My Fi makes a lot more than me. I am going to school still too, so that doesn’t help either! Neither of us make 6 figures though, but he brought home almost double what I did last year. But we look at it as all our money. We have a joint checking so both our paychecks go in there and we write all our bills from there. So it doesn’t seem like one makes more than the other becuase we both contribute and we share everything equally.

Post # 8
1154 posts
Bumble bee

anonybride, while I admire your independence and desire to stand on your own feet I would keep in mind that it can be pretty difficult to keep separate accounts and live ‘one life’ together when the salaries are disprate.  Are you not going to go on expensive vacations?  And how is that fair to either of you?

Post # 10
1566 posts
Bumble bee

I was also wondering about what @Arachna mentioned. If he makes a lot more than you but you don’t let him pay for you, what happens when you want to do something that’s beyond your means? 

I am likely going to choose a career in the long run where I am making a lot less money than Fiance, but I have no problem with him paying for me…we’re one family after all 🙂 

EDIT: Just saw your answer…that makes sense: was just confused when you said the biggest gift he ever got you was a handbag…I guess it really was a vacation. 

Post # 13
296 posts
Helper bee
  • Wedding: March 2010

Sounds like something in your past is influencing your perspective.  I can offer you two opinions.  My Fiance got laid off and has been getting measely unemployment while I am still gainfully employed.  I don’t mind taking care of mostly everything because that is what it means to be a family and a team.  I know his situation will change and he may be supporting me in the future. My father starting making major money about 15 years ago while my mom has always been a home maker.  I don’t think my father developed an ego or was self serving.  He worked very hard to be where he is, and knows he would not be where he is without my mother taking care of everything and being his support. He always came home and confided in her about the work day.

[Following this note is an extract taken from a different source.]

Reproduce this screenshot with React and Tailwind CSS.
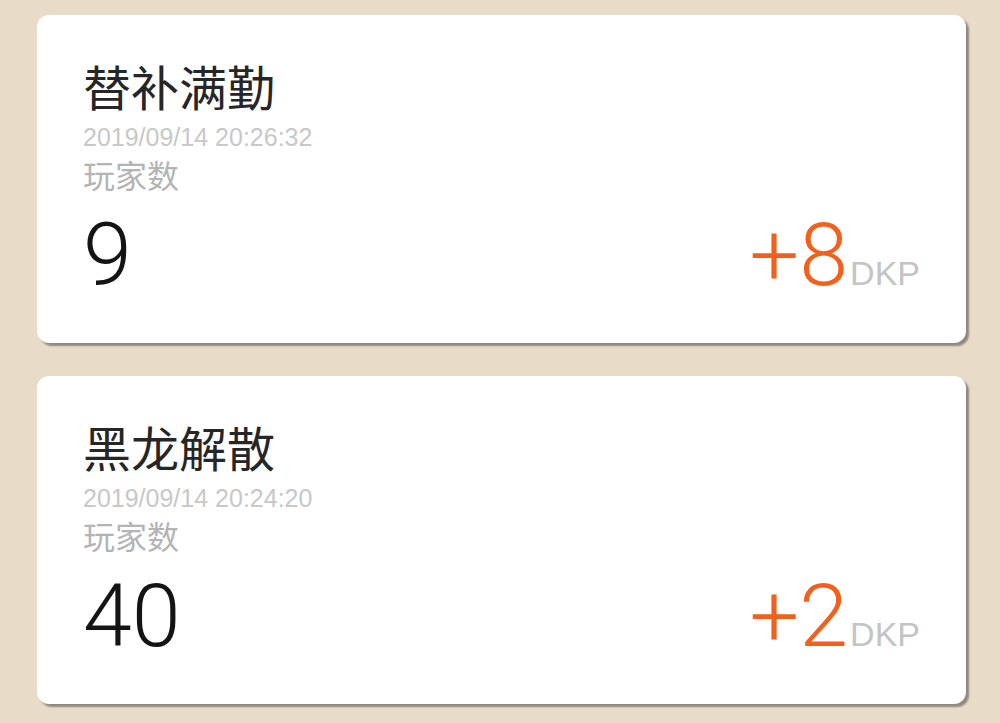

I think as long as you work as team and share your accomplishments together as if each was your own you should be ok. I would encourage you allow your Fiance to share his sucsesses with you. I imagine your Fi works in a highly competitive environment, and sometimes the only people you can trust and confide in are your family members. Men need support and encouragement. Yes, they have egos, but better you feed them than someone else.  For your own protection, you should be in the know about your family’s financial standing in case anything happens.

Post # 14
3564 posts
Sugar bee
  • Wedding: August 2010

How does your Fiance feel this whole situation? Is he okay with you guys keeping separate accounts, does he understand your feelings of insecurity? As Girlwitharing and Arachna said, I think that it gets very difficult to decide “who pays for what” especially when there is such a discrepancy in salaries. However, I think the idea of seeing a financial advisor is a good one–they’ll be able to explain all the option to you much better than I’m sure I would ever be able to!

I also know that my Fiance would be offended if I insisted on paying him back for gifts that he’d given me, or if I didn’t want to know how much money he had/how much he made. I would be careful about going too far in the extreme of trying not to look like you’re mooching off his money (which if you and your Fiance know you’re not, that’s what should matter, not the opinions of others) that you completely distance yourself from him and you lose intimacy with each other. I know exactly how much my Fiance has in the bank and how much his bonus is, and his base salary, etc. And I”m really proud of him for doing as well as he has. I think he would be hurt if I said “I don’t want to know about your successes.”

Post # 15
2395 posts
Buzzing bee
  • Wedding: December 2009

It’s the flip side for me.  I make about three times more than what my husband makes…which isn’t hard to do considering he’s in the military.  I think it all depends on what attitude you take towards wealth.  I want to make a lot of money and I want to have a high income, but my motivations for that may not be what everyone expects.  Right now I’m busting my butt to make a ton so I can pay off my debts and husband’s debts, be able to provide for us both when he’s out of the Army and in school, and build up a nest egg so that one day, when we have kids, I can stay home with them.  After I’m no longer in the work force, I want the husband to make a decent and successful living.  I could care less about boats, new cars, ginormous houses, etc., I just want to be able to help our family’s, our kids, have a nice retirement and make our money work for us, not us working for the money.  Trust me, you can make a lot of money and not let it go to your head.  I refuse to pay for cable/dish because I think it’s a waste of money to pay $60/month for something I may only watch for an hour a night.  I drive a paid off subaru w/ almost 100k miles on it and plan to drive it until it dies.  We’re looking for a house in an older, more modest neighborhood even though we’ve been approved for a loan that would buy a much nicer and much newer home. 

Basically, what I’m getting at is no matter how much (or heaven forbid, how little) my husband and I make, we always work very very hard at staying grounded.  

As for the challenges between the income gaps, we really haven’t had any.  Due to circumstance, we still have separate bank accounts.  But whenever one needs money, we just wire it over.  We kind of have that what’s mine is yours thing going on.  So, even though I make a crapload more than he does our money all does the same thing; pays bills, goes into savings, etc.  The only time it became an issue was after we were married and my husband wanted to start paying my rent (he lives elsewhere until he’s out of the Army).  I was like, are you freaking kidding me?  My rent is half of his takehome pay a month.  He felt like he needed to be “taking care of me” now that I was his wife.  I told him the money would be better spent going into a savings account where it could really take care of “us” by providing us security. 

Post # 16
888 posts
Busy bee

my advice to you would be not to worry so much about what others think. 

i know that is hard!  i was very determined to maintain my independence too financially and personally (i actually make more than my partner but this is largely b/c i’m a bit older than him but the difference is not huge) but i found that this actually got in the way of us being a partnership.